IN Brief:
- Pladis has launched McVitie’s Jaffa Cookies in the UK, combining a soft-baked cookie with a Jaffa-style orange centre.
- The product launched in Asda Express before wider Asda and major grocery rollout.
- The launch reflects continued brand extension and format innovation across biscuits, sweet snacks, and bakery-adjacent manufacturing.
Pladis has expanded the McVitie’s Jaffa range with the launch of McVitie’s Jaffa Cookies, taking one of the UK’s most recognisable sweet snack brands into a soft-baked cookie format.
The new product combines a half-coated soft-baked chocolate chip cookie with a tangy orange-flavoured centre. The cookies are available now in Asda Express stores, with rollout across Asda supermarkets from 25 June and wider UK grocery distribution scheduled from the week commencing 20 July. The recommended retail price is £2.50.
The launch builds on the established Jaffa flavour profile of chocolate and orange, while moving the brand into a format closer to mainstream cookies than the original Jaffa Cakes proposition. It follows other recent McVitie’s Jaffa activity, including limited-edition and cross-format extensions that use the brand’s identity to support new occasions and shelf positions.
A soft-baked cookie with a centre filling and partial chocolate coating requires control across dough handling, baking, filling deposition, cooling, coating, packing, and shelf-life performance. Texture is central. The product has to deliver softness without becoming structurally weak, maintain the orange centre, avoid moisture migration problems, and preserve coating quality through distribution and retail display.

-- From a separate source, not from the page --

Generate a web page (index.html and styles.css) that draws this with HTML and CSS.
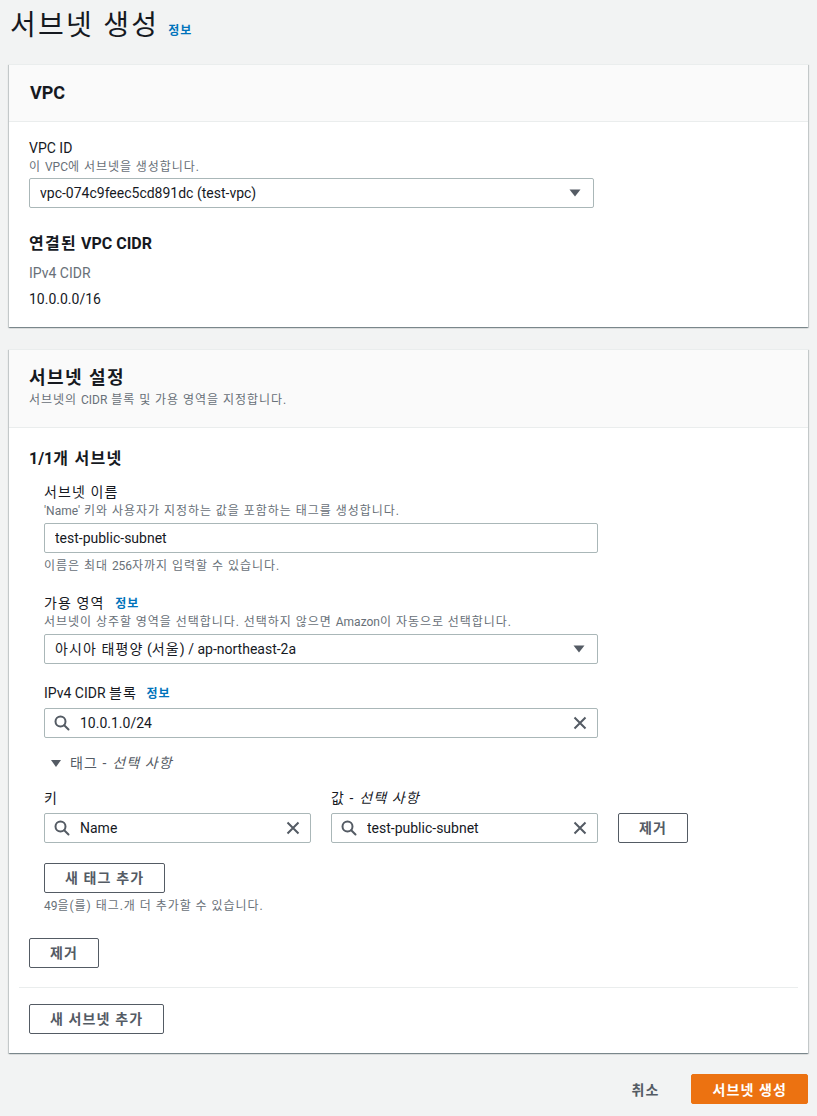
FILE: index.html
```html
<!DOCTYPE html>
<html lang="ko">
<head>
<meta charset="utf-8">
<title>서브넷 생성</title>
<link rel="stylesheet" href="styles.css">
</head>
<body>
<div class="page">
  <div class="page-head">
    <h1 class="page-title ko">서브넷 생성</h1>
    <a class="info ko" href="#">정보</a>
  </div>

  <section class="card card-vpc">
    <div class="card-head">
      <h2 class="card-title">VPC</h2>
    </div>
    <div class="card-body card-body-vpc">
      <div class="label">VPC ID</div>
      <div class="desc ko">이 <span class="en">VPC</span>에 서브넷을 생성합니다.</div>
      <div class="select select-vpc">
        <span>vpc-074c9feec5cd891dc (test-vpc)</span>
        <svg class="caret" width="12" height="8" viewBox="0 0 12 8"><path d="M0.5 0.5h11L6 7.5z" fill="#545b64"/></svg>
      </div>
      <h3 class="sub-title ko">연결된<span class="en"> VPC CIDR</span></h3>
      <div class="kv-key">IPv4 CIDR</div>
      <div class="kv-val">10.0.0.0/16</div>
    </div>
  </section>

  <section class="card">
    <div class="card-head card-head-desc">
      <h2 class="card-title ko">서브넷 설정</h2>
      <div class="desc head-desc ko">서브넷의 <span class="en">CIDR</span> 블록 및 가용 영역을 지정합니다.</div>
    </div>
    <div class="card-body card-body-subnet">
      <h3 class="sub-title first ko"><span class="en">1/1</span>개 서브넷</h3>
      <div class="group">
        <div class="field">
          <div class="label ko">서브넷 이름</div>
          <div class="desc ko"><span class="en">'Name'</span> 키와 사용자가 지정하는 값을 포함하는 태그를 생성합니다.</div>
          <div class="input"><span class="grow">test-public-subnet</span></div>
          <div class="hint ko">이름은 최대 <span class="en">256</span>자까지 입력할 수 있습니다.</div>
        </div>
        <div class="field">
          <div class="label ko">가용 영역 <a class="info" href="#">정보</a></div>
          <div class="desc ko">서브넷이 상주할 영역을 선택합니다. 선택하지 않으면 <span class="en">Amazon</span>이 자동으로 선택합니다.</div>
          <div class="select">
            <span><span class="ko">아시아 태평양</span> (<span class="ko">서울</span>) / ap-northeast-2a</span>
            <svg class="caret" width="12" height="8" viewBox="0 0 12 8"><path d="M0.5 0.5h11L6 7.5z" fill="#545b64"/></svg>
          </div>
        </div>
        <div class="field">
          <div class="label label-gap">IPv4 CIDR <span class="ko">블록</span> <a class="info ko" href="#">정보</a></div>
          <div class="input search">
            <svg class="ico-search" width="16" height="16" viewBox="0 0 16 16"><circle cx="6.5" cy="6.5" r="5" fill="none" stroke="#545b64" stroke-width="2"/><path d="M10.2 10.2L14.5 14.5" stroke="#545b64" stroke-width="2" stroke-linecap="round"/></svg>
            <span class="grow">10.0.1.0/24</span>
            <svg class="ico-x" width="14" height="14" viewBox="0 0 14 14"><path d="M1.5 1.5l11 11M12.5 1.5l-11 11" stroke="#545b64" stroke-width="2"/></svg>
          </div>
        </div>
        <div class="expander">
          <svg class="tri" width="10" height="7" viewBox="0 0 10 7"><path d="M0 0h10L5 7z" fill="#545b64"/></svg>
          <span class="ko">태그 - <i>선택 사항</i></span>
        </div>
        <div class="tags">
          <div class="label tag-label ko">키</div>
          <div class="label tag-label ko">값 - <i>선택 사항</i></div>
          <div></div>
          <div class="input search">
            <svg class="ico-search" width="16" height="16" viewBox="0 0 16 16"><circle cx="6.5" cy="6.5" r="5" fill="none" stroke="#545b64" stroke-width="2"/><path d="M10.2 10.2L14.5 14.5" stroke="#545b64" stroke-width="2" stroke-linecap="round"/></svg>
            <span class="grow">Name</span>
            <svg class="ico-x" width="14" height="14" viewBox="0 0 14 14"><path d="M1.5 1.5l11 11M12.5 1.5l-11 11" stroke="#545b64" stroke-width="2"/></svg>
          </div>
          <div class="input search">
            <svg class="ico-search" width="16" height="16" viewBox="0 0 16 16"><circle cx="6.5" cy="6.5" r="5" fill="none" stroke="#545b64" stroke-width="2"/><path d="M10.2 10.2L14.5 14.5" stroke="#545b64" stroke-width="2" stroke-linecap="round"/></svg>
            <span class="grow">test-public-subnet</span>
            <svg class="ico-x" width="14" height="14" viewBox="0 0 14 14"><path d="M1.5 1.5l11 11M12.5 1.5l-11 11" stroke="#545b64" stroke-width="2"/></svg>
          </div>
          <button class="btn ko">제거</button>
        </div>
        <button class="btn btn-addtag ko">새 태그 추가</button>
        <div class="hint ko"><span class="en">49</span>을(를) 태그.개 더 추가할 수 있습니다.</div>
      </div>
      <button class="btn btn-remove ko">제거</button>
      <hr class="divider">
      <button class="btn ko">새 서브넷 추가</button>
    </div>
  </section>

  <div class="footer">
    <button class="btn-link ko">취소</button>
    <button class="btn-primary ko">서브넷 생성</button>
  </div>
</div>
</body>
</html>
```

FILE: styles.css
```css
* { box-sizing: border-box; }

html, body {
  margin: 0;
  padding: 0;
  background: #f2f3f3;
}

body {
  font-family: Roboto, "Noto Sans CJK KR", sans-serif;
  font-size: 14px;
  line-height: 20px;
  color: #16191f;
}

/* Hangul runs are set a little wider, as in the reference */
.ko { letter-spacing: 0.08em; }
.en { letter-spacing: 0; }

.page {
  padding: 8px 9px 0 9px;
}

.page-head {
  display: flex;
  align-items: baseline;
  gap: 9px;
  margin-bottom: 20px;
  padding-left: 1px;
}

.page-title {
  margin: 0;
  font-size: 28px;
  line-height: 36px;
  font-weight: 400;
  color: #16191f;
}

.info {
  font-size: 12px;
  line-height: 16px;
  font-weight: 700;
  color: #0073bb;
  text-decoration: none;
}

.label .info {
  margin-left: 6px;
}

.card {
  background: #fff;
  border-top: 1px solid #eaeded;
  box-shadow: 0 1px 1px 0 rgba(0, 28, 36, 0.3), 1px 1px 1px 0 rgba(0, 28, 36, 0.15), -1px 1px 1px 0 rgba(0, 28, 36, 0.15);
  margin-bottom: 21px;
}

.card-vpc {
  margin-bottom: 22px;
}

.card-head {
  background: #fafafa;
  border-bottom: 1px solid #eaeded;
  padding: 17px 20px 17px 21px;
}

.card-head-desc {
  padding: 17px 20px 19px 20px;
}

.card-title {
  margin: 0;
  font-size: 18px;
  line-height: 22px;
  font-weight: 700;
}

.card-body {
  padding: 16px 20px 17px 20px;
}

.card-body-subnet {
  padding: 20px 10px 19px 10px;
}

.card-body-subnet > .sub-title,
.card-body-subnet > .btn,
.card-body-subnet > .group {
  margin-left: 10px;
}

.label {
  font-size: 14px;
  line-height: 20px;
}

.desc {
  font-size: 12px;
  line-height: 16px;
  color: #687078;
  margin-top: 1px;
}

.head-desc.desc {
  margin-top: 3px;
}

.hint {
  font-size: 12px;
  line-height: 16px;
  color: #687078;
  margin-top: 5px;
}

.select,
.input {
  display: flex;
  align-items: center;
  height: 30px;
  border: 1px solid #aab7b8;
  border-radius: 2px;
  background: #fff;
  padding: 0 12px 0 10px;
  font-size: 14px;
  margin-top: 4px;
}

.select > span,
.input .grow {
  flex: 1;
  white-space: nowrap;
  overflow: hidden;
}

.select-vpc {
  width: 565px;
  margin-top: 3px;
}

.caret {
  flex: none;
}

.sub-title {
  margin: 25px 0 0 0;
  font-size: 16px;
  line-height: 22px;
  font-weight: 700;
}

.sub-title.first {
  margin-top: 0;
}

.kv-key {
  margin-top: 7px;
  line-height: 22px;
  color: #687078;
}

.kv-val {
  margin-top: 4px;
  line-height: 22px;
}

.group {
  width: 554px;
  padding-left: 15px;
  box-sizing: content-box;
  margin-top: 12px;
}

.field + .field {
  margin-top: 19px;
}

.label-gap + .input {
  margin-top: 5px;
}

.input.search {
  padding: 0 10px 0 9px;
}

.ico-search {
  flex: none;
  margin-right: 10px;
}

.ico-x {
  flex: none;
}

.expander {
  display: flex;
  align-items: center;
  gap: 9px;
  margin-top: 15px;
  padding-left: 7px;
  color: #545b64;
  line-height: 20px;
}

.expander i,
.tag-label i {
  font-style: italic;
}

.tags {
  display: grid;
  grid-template-columns: 267px 267px 70px;
  column-gap: 20px;
  margin-top: 15px;
  width: 644px;
}

.tags .input {
  margin-top: 5px;
}

.tags .btn {
  margin-top: 5px;
}

.btn {
  display: inline-block;
  height: 30px;
  padding: 0 20px;
  border: 1px solid #545b64;
  border-radius: 2px;
  background: #fff;
  color: #545b64;
  font-family: inherit;
  font-size: 14px;
  font-weight: 700;
  line-height: 28px;
  white-space: nowrap;
  cursor: pointer;
}

.btn-addtag {
  margin-top: 20px;
  display: block;
}

.btn-remove {
  display: block;
  margin-top: 24px;
}

.divider {
  border: 0;
  border-top: 1px solid #eaeded;
  margin: 19px 0 16px 0;
}

.footer {
  display: flex;
  justify-content: flex-end;
  align-items: center;
  gap: 12px;
}

.btn-link {
  height: 30px;
  padding: 0 20px;
  border: 0;
  background: transparent;
  color: #545b64;
  font-family: inherit;
  font-size: 14px;
  font-weight: 700;
}

.btn-primary {
  height: 30px;
  padding: 0 20px;
  border: 1px solid #ec7211;
  border-radius: 2px;
  background: #ec7211;
  color: #fff;
  font-family: inherit;
  font-size: 14px;
  font-weight: 700;
}
```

Brand extension is a familiar growth tool in biscuits and baked snacks, but the industrial demands can be significant. Existing brand equity lowers trial barriers, yet the new product still has to fit factory capabilities, packaging formats, allergen controls, changeover routines, and retail case configurations. If a product draws from more than one category, it can also create internal complexity around line ownership, production scheduling, and technical quality benchmarks.
Bakery and baked goods markets are already balancing scale, brand strength, and manufacturing footprint, with regulatory clearance for the ABF-Hovis bakery deal showing continued strategic movement in the sector. McVitie’s Jaffa Cookies sits on the product innovation side of the same landscape, where established brands are being stretched into adjacent formats to defend space and drive incremental sales.
The cookies category remains attractive because it supports indulgence, sharing, lunchbox, snacking, and hot drink occasions. It is also crowded, promotional, and cost-sensitive. Cocoa, sugar, dairy, wheat, oils, packaging, and energy costs continue to influence margins. New formats therefore need to carry enough value to justify production complexity and shelf price.
Jaffa’s long-running cake-versus-biscuit identity gives Pladis a useful marketing platform, but manufacturing performance will decide whether the launch can become more than a short-term novelty. Soft-baked formats can be sensitive to water activity and texture drift. Filled formats need consistent deposition and sealing. Chocolate-coated elements must withstand temperature variation and handling. Any weakness in those areas can lead to quality complaints, breakage, bloom, stickiness, or inconsistent eating experience.
Packaging also has to support the product’s route to market. Individual portioning, multipacks, flow-wrapped units, and carton formats all influence shelf presence, portion control, sustainability footprint, and line efficiency. For a national rollout, packaging needs to protect the soft texture and centre while preserving brand visibility and meeting retailer logistics requirements.
Sweet snack manufacturers are increasingly using familiar brands to cross category boundaries while trying to limit the risk of fully new product development. That can be effective, especially when the core flavour identity is highly recognisable. It can also create a crowded portfolio if too many limited editions, flavour experiments, and adjacent formats compete for the same production and retail attention.
Pladis’ Jaffa extension gives the company a route into cookie occasions while keeping the product anchored in an established brand. Repeat purchase will depend on whether the soft-baked format can be produced consistently at volume without losing the textural contrast that makes the proposition work.